### EXERCISE INSTRUCTIONS
Leave the pictures out, and retype all of the material exactly as written.

[START OF DATASET SECTION]

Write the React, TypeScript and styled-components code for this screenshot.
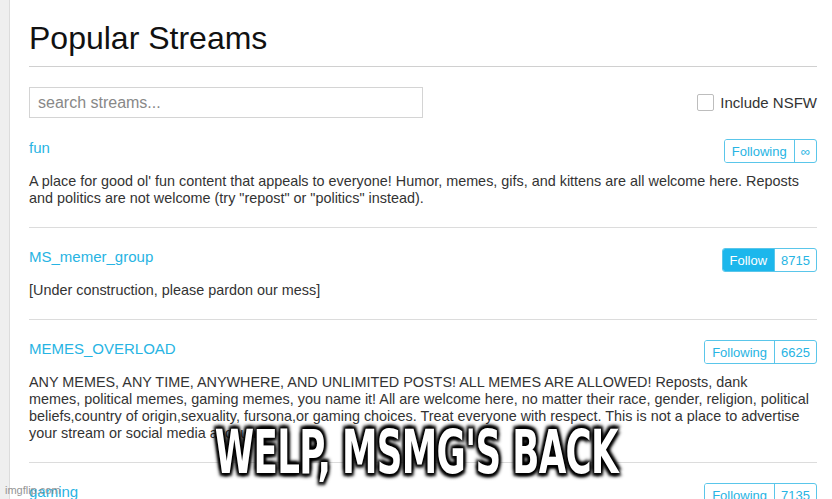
import React from 'react';
import styled, { createGlobalStyle } from 'styled-components';

const GlobalStyle = createGlobalStyle`
  html, body {
    margin: 0;
    padding: 0;
    height: 100%;
    overflow: hidden;
    background: #ffffff;
  }
  body {
    font-family: 'Liberation Sans', Arial, sans-serif;
    color: #333333;
  }
`;

interface Stream {
  name: string;
  description: string;
  following: boolean;
  count: string;
}

// line breaks kept as they appear on the captured page
const streams: Stream[] = [
  {
    name: 'fun',
    description:
      'A place for good ol\' fun content that appeals to everyone! Humor, memes, gifs, and kittens are all welcome here. Reposts\nand politics are not welcome (try "repost" or "politics" instead).',
    following: true,
    count: '∞',
  },
  {
    name: 'MS_memer_group',
    description: '[Under construction, please pardon our mess]',
    following: false,
    count: '8715',
  },
  {
    name: 'MEMES_OVERLOAD',
    description:
      'ANY MEMES, ANY TIME, ANYWHERE, AND UNLIMITED POSTS! ALL MEMES ARE ALLOWED! Reposts, dank\nmemes, political memes, gaming memes, you name it! All are welcome here, no matter their race, gender, religion, political\nbeliefs,country of origin,sexuality, fursona,or gaming choices. Treat everyone with respect. This is not a place to advertise\nyour stream or social media accounts.',
    following: true,
    count: '6625',
  },
  {
    name: 'gaming',
    description: 'Video game memes, gaming news, and everything else about games.',
    following: true,
    count: '7135',
  },
];

function StreamRow({ stream }: { stream: Stream }) {
  return (
    <Row>
      <RowHeader>
        <StreamName href="#">{stream.name}</StreamName>
        <FollowGroup>
          <FollowButton $active={!stream.following}>
            {stream.following ? 'Following' : 'Follow'}
          </FollowButton>
          <FollowCount>{stream.count}</FollowCount>
        </FollowGroup>
      </RowHeader>
      <Description>{stream.description}</Description>
    </Row>
  );
}

export default function App() {
  return (
    <>
      <GlobalStyle />
      <Page>
        <SideStrip />
        <Main>
          <Title>Popular Streams</Title>
          <Divider />
          <SearchBar>
            <SearchInput placeholder="search streams..." />
            <NsfwLabel>
              <CheckBox />
              Include NSFW
            </NsfwLabel>
          </SearchBar>
          {streams.map((s) => (
            <StreamRow key={s.name} stream={s} />
          ))}
        </Main>
        <Caption>
          <CaptionText>WELP, MSMG'S BACK</CaptionText>
        </Caption>
        <Watermark>imgflip.com</Watermark>
      </Page>
    </>
  );
}

const Page = styled.div`
  position: relative;
  display: flex;
  width: 832px;
  height: 499px;
  overflow: hidden;
`;

const SideStrip = styled.div`
  flex: 0 0 9px;
  background: #efefef;
  border-right: 1px solid #dcdcdc;
`;

const Main = styled.div`
  flex: 1;
  padding: 0 15px 0 19px;
`;

const Title = styled.h1`
  margin: 0;
  padding-top: 19px;
  font-size: 32px;
  font-weight: normal;
  line-height: 38px;
  color: #111111;
`;

const Divider = styled.hr`
  margin: 9px 0 0;
  border: none;
  border-top: 1px solid #d0d0d0;
`;

const SearchBar = styled.div`
  display: flex;
  align-items: center;
  justify-content: space-between;
  margin: 20px 0 1px;
`;

const SearchInput = styled.input`
  box-sizing: border-box;
  width: 394px;
  height: 31px;
  padding: 0 8px;
  border: 1px solid #d4d4d4;
  font-family: 'Liberation Sans', Arial, sans-serif;
  font-size: 16px;
  color: #333;
  outline: none;

  &::placeholder {
    color: #888888;
  }
`;

const NsfwLabel = styled.label`
  display: flex;
  align-items: center;
  gap: 6px;
  font-size: 15px;
  color: #333333;
`;

const CheckBox = styled.span`
  box-sizing: border-box;
  width: 17px;
  height: 17px;
  border: 1px solid #bdbdbd;
  border-radius: 2px;
  background: #fff;
`;

const Row = styled.div`
  padding: 20px 0;
  border-bottom: 1px solid #dcdcdc;
`;

const RowHeader = styled.div`
  display: flex;
  align-items: flex-start;
  justify-content: space-between;
`;

const StreamName = styled.a`
  font-size: 15px;
  line-height: 17px;
  color: #27b4e3;
  text-decoration: none;
`;

const FollowGroup = styled.div`
  box-sizing: border-box;
  display: flex;
  height: 24px;
  border: 1px solid #5ac6ea;
  border-radius: 3px;
  overflow: hidden;
  font-size: 13px;
`;

const FollowButton = styled.span<{ $active: boolean }>`
  display: flex;
  align-items: center;
  padding: 0 7px;
  color: ${({ $active }) => ($active ? '#ffffff' : '#27b4e3')};
  background: ${({ $active }) => ($active ? '#1cb7ec' : '#ffffff')};
`;

const FollowCount = styled.span`
  display: flex;
  align-items: center;
  padding: 0 6px;
  border-left: 1px solid #5ac6ea;
  color: #27b4e3;
`;

const Description = styled.p`
  margin: 10px 0 0;
  font-size: 14.4px;
  line-height: 17px;
  white-space: pre-line;
  color: #333333;
`;

const Caption = styled.div`
  position: absolute;
  left: 0;
  right: 0;
  top: 417px;
  display: flex;
  justify-content: center;
`;

const CaptionText = styled.span`
  display: inline-block;
  font-family: 'Liberation Sans Narrow', 'DejaVu Sans Condensed', 'Liberation Sans', sans-serif;
  font-weight: bold;
  font-size: 60px;
  line-height: 70px;
  white-space: nowrap;
  color: #ffffff;
  letter-spacing: -1px;
  transform: scaleX(0.66);
  -webkit-text-stroke: 3.5px #ffffff;
  paint-order: stroke fill;
  text-shadow:
    0 0 3px #000,
    0 0 4px #000,
    3px 3px 4px #000,
    -3px -3px 4px #000,
    3px -3px 4px #000,
    -3px 3px 4px #000;
`;

const Watermark = styled.div`
  position: absolute;
  left: 5px;
  bottom: 3px;
  font-size: 11px;
  color: #8a8a8a;
  opacity: 0.9;
`;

[END OF DATASET SECTION]

### SOLUTION FOR THIS EXERCISE
Write the React, TypeScript and styled-components code for this screenshot.
import React from 'react';
import styled, { createGlobalStyle } from 'styled-components';

const GlobalStyle = createGlobalStyle`
  html, body {
    margin: 0;
    padding: 0;
    height: 100%;
    overflow: hidden;
    background: #ffffff;
  }
  body {
    font-family: 'Liberation Sans', Arial, sans-serif;
    color: #333333;
  }
`;

interface Stream {
  name: string;
  description: string;
  following: boolean;
  count: string;
}

// line breaks kept as they appear on the captured page
const streams: Stream[] = [
  {
    name: 'fun',
    description:
      'A place for good ol\' fun content that appeals to everyone! Humor, memes, gifs, and kittens are all welcome here. Reposts\nand politics are not welcome (try "repost" or "politics" instead).',
    following: true,
    count: '∞',
  },
  {
    name: 'MS_memer_group',
    description: '[Under construction, please pardon our mess]',
    following: false,
    count: '8715',
  },
  {
    name: 'MEMES_OVERLOAD',
    description:
      'ANY MEMES, ANY TIME, ANYWHERE, AND UNLIMITED POSTS! ALL MEMES ARE ALLOWED! Reposts, dank\nmemes, political memes, gaming memes, you name it! All are welcome here, no matter their race, gender, religion, political\nbeliefs,country of origin,sexuality, fursona,or gaming choices. Treat everyone with respect. This is not a place to advertise\nyour stream or social media accounts.',
    following: true,
    count: '6625',
  },
  {
    name: 'gaming',
    description: 'Video game memes, gaming news, and everything else about games.',
    following: true,
    count: '7135',
  },
];

function StreamRow({ stream }: { stream: Stream }) {
  return (
    <Row>
      <RowHeader>
        <StreamName href="#">{stream.name}</StreamName>
        <FollowGroup>
          <FollowButton $active={!stream.following}>
            {stream.following ? 'Following' : 'Follow'}
          </FollowButton>
          <FollowCount>{stream.count}</FollowCount>
        </FollowGroup>
      </RowHeader>
      <Description>{stream.description}</Description>
    </Row>
  );
}

export default function App() {
  return (
    <>
      <GlobalStyle />
      <Page>
        <SideStrip />
        <Main>
          <Title>Popular Streams</Title>
          <Divider />
          <SearchBar>
            <SearchInput placeholder="search streams..." />
            <NsfwLabel>
              <CheckBox />
              Include NSFW
            </NsfwLabel>
          </SearchBar>
          {streams.map((s) => (
            <StreamRow key={s.name} stream={s} />
          ))}
        </Main>
        <Caption>
          <CaptionText>WELP, MSMG'S BACK</CaptionText>
        </Caption>
        <Watermark>imgflip.com</Watermark>
      </Page>
    </>
  );
}

const Page = styled.div`
  position: relative;
  display: flex;
  width: 832px;
  height: 499px;
  overflow: hidden;
`;

const SideStrip = styled.div`
  flex: 0 0 9px;
  background: #efefef;
  border-right: 1px solid #dcdcdc;
`;

const Main = styled.div`
  flex: 1;
  padding: 0 15px 0 19px;
`;

const Title = styled.h1`
  margin: 0;
  padding-top: 19px;
  font-size: 32px;
  font-weight: normal;
  line-height: 38px;
  color: #111111;
`;

const Divider = styled.hr`
  margin: 9px 0 0;
  border: none;
  border-top: 1px solid #d0d0d0;
`;

const SearchBar = styled.div`
  display: flex;
  align-items: center;
  justify-content: space-between;
  margin: 20px 0 1px;
`;

const SearchInput = styled.input`
  box-sizing: border-box;
  width: 394px;
  height: 31px;
  padding: 0 8px;
  border: 1px solid #d4d4d4;
  font-family: 'Liberation Sans', Arial, sans-serif;
  font-size: 16px;
  color: #333;
  outline: none;

  &::placeholder {
    color: #888888;
  }
`;

const NsfwLabel = styled.label`
  display: flex;
  align-items: center;
  gap: 6px;
  font-size: 15px;
  color: #333333;
`;

const CheckBox = styled.span`
  box-sizing: border-box;
  width: 17px;
  height: 17px;
  border: 1px solid #bdbdbd;
  border-radius: 2px;
  background: #fff;
`;

const Row = styled.div`
  padding: 20px 0;
  border-bottom: 1px solid #dcdcdc;
`;

const RowHeader = styled.div`
  display: flex;
  align-items: flex-start;
  justify-content: space-between;
`;

const StreamName = styled.a`
  font-size: 15px;
  line-height: 17px;
  color: #27b4e3;
  text-decoration: none;
`;

const FollowGroup = styled.div`
  box-sizing: border-box;
  display: flex;
  height: 24px;
  border: 1px solid #5ac6ea;
  border-radius: 3px;
  overflow: hidden;
  font-size: 13px;
`;

const FollowButton = styled.span<{ $active: boolean }>`
  display: flex;
  align-items: center;
  padding: 0 7px;
  color: ${({ $active }) => ($active ? '#ffffff' : '#27b4e3')};
  background: ${({ $active }) => ($active ? '#1cb7ec' : '#ffffff')};
`;

const FollowCount = styled.span`
  display: flex;
  align-items: center;
  padding: 0 6px;
  border-left: 1px solid #5ac6ea;
  color: #27b4e3;
`;

const Description = styled.p`
  margin: 10px 0 0;
  font-size: 14.4px;
  line-height: 17px;
  white-space: pre-line;
  color: #333333;
`;

const Caption = styled.div`
  position: absolute;
  left: 0;
  right: 0;
  top: 417px;
  display: flex;
  justify-content: center;
`;

const CaptionText = styled.span`
  display: inline-block;
  font-family: 'Liberation Sans Narrow', 'DejaVu Sans Condensed', 'Liberation Sans', sans-serif;
  font-weight: bold;
  font-size: 60px;
  line-height: 70px;
  white-space: nowrap;
  color: #ffffff;
  letter-spacing: -1px;
  transform: scaleX(0.66);
  -webkit-text-stroke: 3.5px #ffffff;
  paint-order: stroke fill;
  text-shadow:
    0 0 3px #000,
    0 0 4px #000,
    3px 3px 4px #000,
    -3px -3px 4px #000,
    3px -3px 4px #000,
    -3px 3px 4px #000;
`;

const Watermark = styled.div`
  position: absolute;
  left: 5px;
  bottom: 3px;
  font-size: 11px;
  color: #8a8a8a;
  opacity: 0.9;
`;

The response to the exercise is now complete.